/BOJ’s Historic Rate Hike: Yen’s Enigma Persists Despite Policy Shift

BOJ’s Historic Rate Hike: Yen’s Enigma Persists Despite Policy Shift

The Bank of Japan (BOJ) delivered a long-anticipated monetary tightening on Friday, December 19th, raising its benchmark interest rate by 25 basis points to 0.75%. This significant move, the first since January 2025 and the highest level witnessed since September 1995, aligned with market expectations. Immediately following the announcement, 10-year Japanese Government Bond (JGB) yields surged past the 2% mark. Yet, in a counterintuitive twist, the Japanese yen paradoxically weakened, touching approximately 157 per US dollar and declining 0.85%, a clear indication that the market had largely “priced in” the BOJ’s pivot.

BOJ’s Decisive Move: Unveiling a New Monetary Chapter

For years, the Bank of Japan stood as an outlier, steadfastly maintaining an ultra-loose monetary policy while global counterparts aggressively hiked rates. This latest increase signals a definitive departure, yet its immediate impact on the yen serves as a potent reminder of deeply entrenched market dynamics. The surge in JGB yields reflects investors’ recalibration of future interest rate expectations, but the yen’s continued depreciation suggests that for many, this hike was not a surprise but a mere confirmation of a widely telegraphed shift.

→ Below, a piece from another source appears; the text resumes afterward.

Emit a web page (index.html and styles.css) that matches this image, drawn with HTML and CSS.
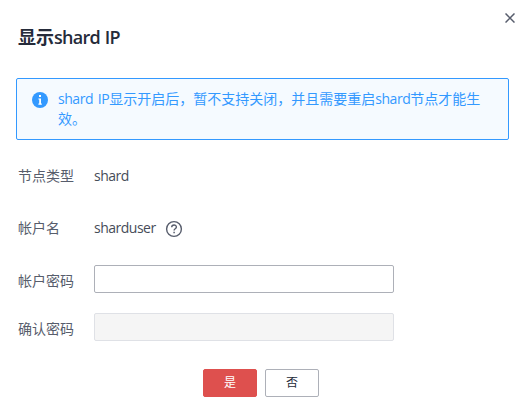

The currency’s resilience, or lack thereof, highlights the formidable challenge the BOJ faces in restoring its value, akin to trying to turn a supertanker with a small rudder.

Ueda’s Prudent Path Forward: Signals and Sensitivities

In the aftermath of the rate decision, BOJ Governor Kazuo Ueda offered limited forward guidance, underscoring a cautious, data-dependent approach. He articulated that future adjustments would hinge upon evolving economic conditions, price trends, and financial developments. Ueda notably emphasized that even at 0.75%, the current policy rate remains significantly below the estimated lower bound of the neutral interest rate — a theoretical rate that neither stimulates nor constrains economic growth. This concept of the neutral rate now occupies a prominent position in the BOJ’s policy calculus, indicating a long road ahead if the bank aims to normalize fully.

The Critical Role of Wages and Political Tides

Ueda meticulously highlighted the pivotal role of wage momentum as a key determinant for further rate hikes. Should wage growth remain robust and broaden across sectors, it would create ample scope for additional tightening, even if core inflation is anticipated to temporarily dip below the BOJ’s 2% target. Market participants will now closely scrutinize the dialogue between Governor Ueda and Japanese Prime Minister Sanae Takaichi. Takaichi’s historically more dovish stance on monetary policy adds a layer of complexity, turning their future communications into a crucial barometer for discerning the BOJ’s next strategic moves.

Japan’s Singular Stance: A Global Monetary Contrast

The BOJ’s decision to hike stands in stark contrast to the prevailing winds among other major central banks. Institutions like the US Federal Reserve and Bank Indonesia have already embarked on cutting cycles this year, with the Fed implementing three cuts (totaling -75 basis points) and Bank Indonesia executing five cuts (totaling -125 basis points). While Japan’s interest rate differential against the US is now beginning to narrow, this solitary step has yet proven insufficient to reverse the yen’s persistent downtrend. The path to a sustainably stronger yen, it appears, requires more than just a solitary rate adjustment; it demands a deeper, systemic shift in market perception and perhaps a series of more aggressive policy actions to truly turn the tide against decades of deflationary pressure.